The wine may not have been the bottle recommended, but it was a superb vintage nonetheless.

03 November 2009

Sedona 1

Leaving tomorrow to see the boys again. I didn’t make the meeting last year: I was finishing the book that was soon due, and though matters press still, I wouldn’t miss the meeting for the world now. Indeed, I think now it is the world.

It is a nice flight out—I’ve never been to Arizona actually, though it has figured in my consciousness since Barry Goldwater ran for president against LBJ.

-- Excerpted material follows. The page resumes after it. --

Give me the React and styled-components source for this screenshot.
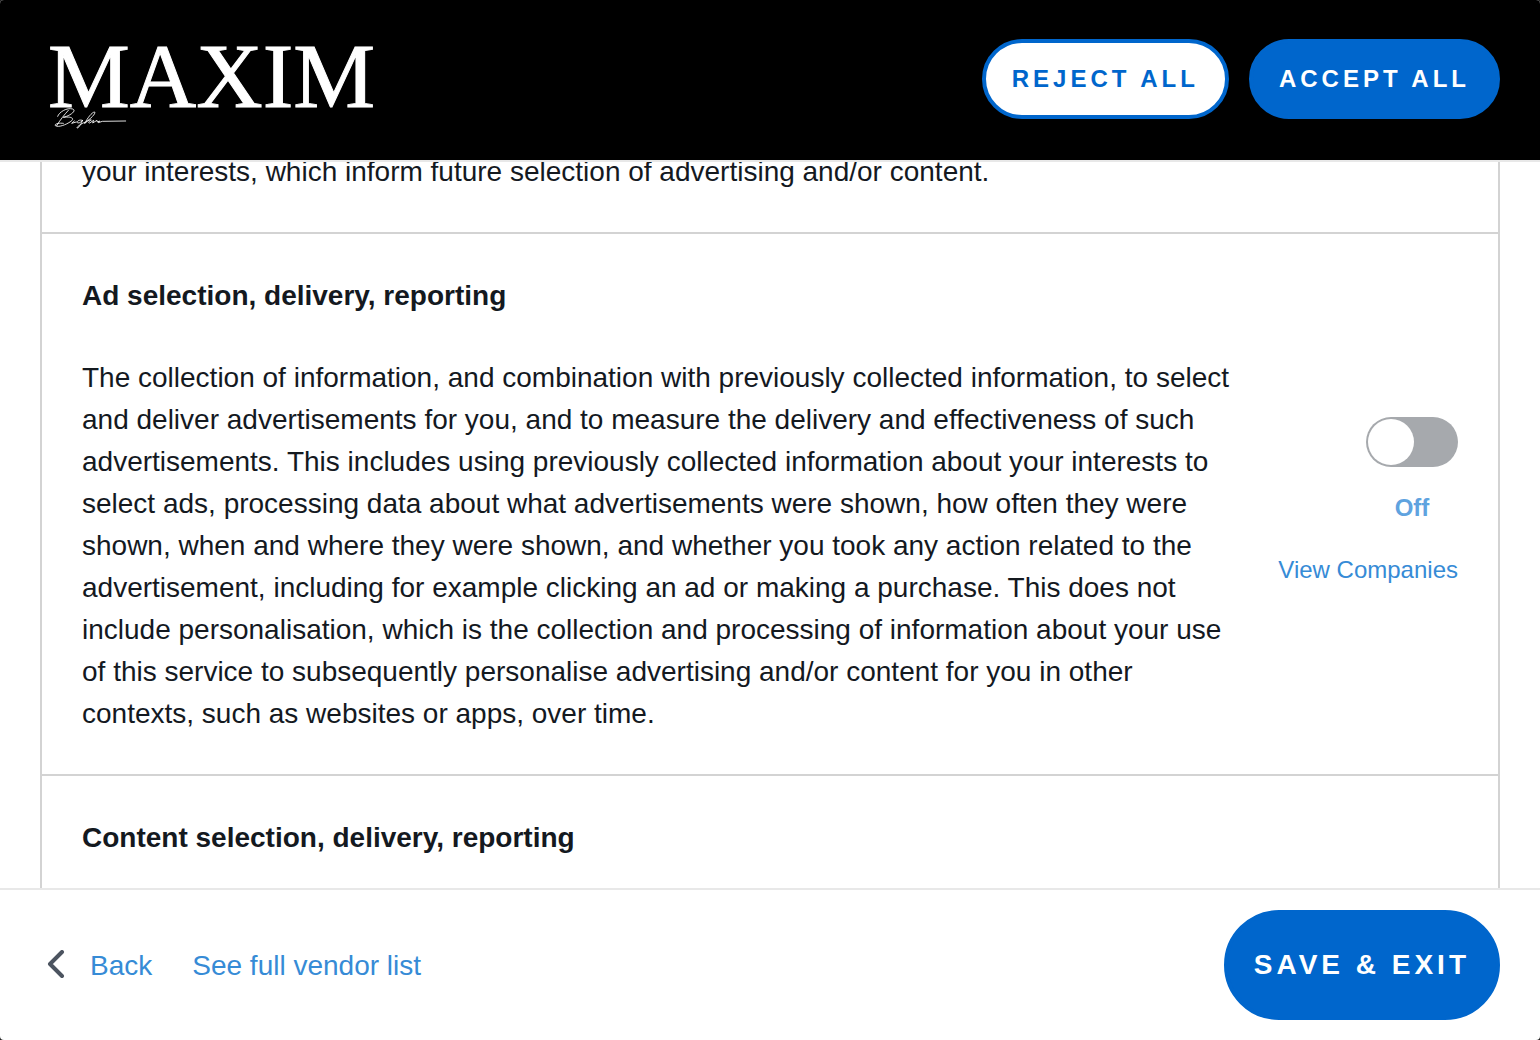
import React, { useState } from "react";
import styled, { createGlobalStyle } from "styled-components";

const GlobalStyle = createGlobalStyle`
  *, *::before, *::after { box-sizing: border-box; }
  body {
    margin: 0;
    background: #222;
    color: #14191f;
    font-family: "Liberation Sans", Arial, Helvetica, sans-serif;
    font-size: 28px;
    line-height: 42px;
  }
`;

const Dialog = styled.div`
  display: flex;
  flex-direction: column;
  height: 100vh;
  overflow: hidden;
  background: #fff;
  border-radius: 4px;
`;

const Header = styled.header`
  display: flex;
  align-items: center;
  justify-content: space-between;
  padding: 39px 40px 41px 48px;
  background: #000;
  flex: none;
`;

const Brand = styled.svg`
  display: block;
  width: 340px;
  height: 104px;
  margin: -12px 0;
  fill: #fff;
  overflow: visible;
`;

const BrandName = styled.text`
  font-family: "Liberation Serif", "Times New Roman", serif;
  font-size: 92px;
  stroke: #fff;
  stroke-width: 1px;
`;

const Actions = styled.div`
  display: flex;
  gap: 20px;
`;

const Button = styled.button`
  height: ${(p) => (p.$large ? 110 : 80)}px;
  padding: 0 26px;
  border: 4px solid #0066cc;
  border-radius: 55px;
  background: ${(p) => (p.$outline ? "#fff" : "#0066cc")};
  color: ${(p) => (p.$outline ? "#0066cc" : "#fff")};
  font-family: inherit;
  font-size: ${(p) => (p.$large ? 28 : 24)}px;
  font-weight: 700;
  letter-spacing: 4px;
  text-transform: uppercase;
  white-space: nowrap;
  cursor: pointer;
`;

const Content = styled.main`
  flex: 1;
  min-height: 0;
  overflow: hidden;
  padding: 0 40px;
  border-top: 2px solid #e8e8e8;
  border-bottom: 2px solid #e8e8e8;
`;

/* The list opens part-way scrolled, with its first entry under the header. */
const PurposeList = styled.ul`
  list-style: none;
  margin: -54px 0 0;
  padding: 0;
  border: 2px solid #d3d3d3;
`;

const Purpose = styled.li`
  display: flex;
  align-items: center;
  gap: 40px;
  padding: 41px 40px 39px;

  & + & { border-top: 2px solid #d3d3d3; }
`;

const Copy = styled.div`
  display: flex;
  flex-direction: column;
  gap: 40px;
  flex: 1;
`;

const Title = styled.h2`
  margin: 0;
  font-size: 28px;
  font-weight: 700;
`;

const Text = styled.p`
  margin: 0;
`;

const Side = styled.div`
  display: flex;
  flex-direction: column;
  align-items: flex-end;
  gap: 20px;
  padding-bottom: 2px;
  font-size: 24px;
`;

const SwitchLabel = styled.label`
  display: flex;
  flex-direction: column;
  align-items: center;
  gap: 20px;
  color: #5fa3df;
  font-weight: 700;
  cursor: pointer;
`;

const Switch = styled.input`
  appearance: none;
  display: flex;
  width: 92px;
  height: 50px;
  margin: 0;
  padding: 2px;
  border-radius: 25px;
  background: #a6a9ad;
  cursor: pointer;

  &::before {
    content: "";
    width: 46px;
    height: 46px;
    border-radius: 50%;
    background: #fff;
  }
  &:checked { background: #0066cc; justify-content: flex-end; }
`;

const Link = styled.a`
  display: flex;
  align-items: center;
  gap: 18px;
  color: #368bd6;
  text-decoration: none;
  white-space: nowrap;
`;

const Footer = styled.footer`
  display: flex;
  align-items: center;
  justify-content: space-between;
  padding: 20px 40px;
  flex: none;
`;

const FooterLinks = styled.nav`
  display: flex;
  gap: 40px;
  padding-top: 2px;
`;

const Chevron = styled.svg`
  width: 32px;
  height: 32px;
  fill: none;
  stroke: #4c5460;
  stroke-width: 4;
  stroke-linecap: round;
  stroke-linejoin: round;
`;

function Logo() {
  return (
    <Brand viewBox="0 0 340 104" role="img" aria-label="Maxim">
      <BrandName x="0" y="80">MAXIM</BrandName>
      <g
        transform="translate(-3 73) scale(0.3333)"
        fill="none"
        stroke="#fff"
        strokeWidth="2.6"
        strokeLinecap="round"
        strokeLinejoin="round"
      >
        <path d="M70 31 C58 44 44 62 35 77" />
        <path d="M38 49 C42 36 66 22 83 27 C96 32 76 47 55 52 C76 49 91 54 78 64 C62 75 40 83 31 77 C27 72 42 68 55 70" />
        <path d="M88 63 L80 70 L94 66 M112 61 C102 57 93 66 98 69 C104 70 112 63 113 60 C110 68 104 82 97 84 C92 84 105 72 122 66 C136 57 153 41 149 36 C141 36 126 56 119 71 C125 64 133 58 139 60 C132 62 128 70 134 69 L146 61 L143 69 L156 61 L157 66 L164 63 L160 68 L172 64 L242 63" />
      </g>
    </Brand>
  );
}

function PurposeSwitch() {
  const [on, setOn] = useState(false);
  return (
    <SwitchLabel>
      <Switch type="checkbox" checked={on} onChange={() => setOn(!on)} />
      {on ? "On" : "Off"}
    </SwitchLabel>
  );
}

export default function App() {
  return (
    <>
      <GlobalStyle />
      <Dialog>
        <Header>
          <Logo />
          <Actions>
            <Button $outline>Reject all</Button>
            <Button>Accept all</Button>
          </Actions>
        </Header>
        <Content>
          <PurposeList>
            <Purpose>
              <Text>your interests, which inform future selection of advertising and/or content.</Text>
            </Purpose>
            <Purpose>
              <Copy>
                <Title>Ad selection, delivery, reporting</Title>
                <Text>
                  The collection of information, and combination with previously collected
                  information, to select and deliver advertisements for you, and to measure the
                  delivery and effectiveness of such advertisements. This includes using previously
                  collected information about your interests to select ads, processing data about
                  what advertisements were shown, how often they were shown, when and where they
                  were shown, and whether you took any action related to the advertisement,
                  including for example clicking an ad or making a purchase. This does not include
                  personalisation, which is the collection and processing of information about your
                  use of this service to subsequently personalise advertising and/or content for you
                  in other contexts, such as websites or apps, over time.
                </Text>
              </Copy>
              <Side>
                <PurposeSwitch />
                <Link href="#companies">View Companies</Link>
              </Side>
            </Purpose>
            <Purpose>
              <Title>Content selection, delivery, reporting</Title>
            </Purpose>
          </PurposeList>
        </Content>
        <Footer>
          <FooterLinks>
            <Link href="#back">
              <Chevron viewBox="0 0 32 32" aria-hidden="true">
                <path d="M22 2 L10 14 L22 26" />
              </Chevron>
              Back
            </Link>
            <Link href="#vendors">See full vendor list</Link>
          </FooterLinks>
          <Button $large>Save &amp; Exit</Button>
        </Footer>
      </Dialog>
    </>
  );
}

And the attachment to the boys . . . It is certainly in part an attachment to the past, but what about that past that joins us I am not sure. It is not that I want to reminisce about those days, though I am certain that will occur. I certainly do not have any desire to relive the past, even if I knew how to do so. But perhaps I am anxious to share and to live with them the man I have become, and for each of them to do the same with me. Then, it might be, we together will make of the past the present. We share more than the high school years; we share a greater and grander history. We served as witness to the last half of the twentieth century, and that is a connection not easily dismissed. There is something about our consciousness that was formed by the events; miles and worlds distant though we live, nonetheless we live our daily lives from common experiences and common formative visions. Now, we bring our adulthoods to each other to learn what has happened to us. We sit down to tell our stories to each other because no one else was there at the story’s start in quite the way we were for each other there.

I’ll miss Steve this year. I have not a few stories that involve him.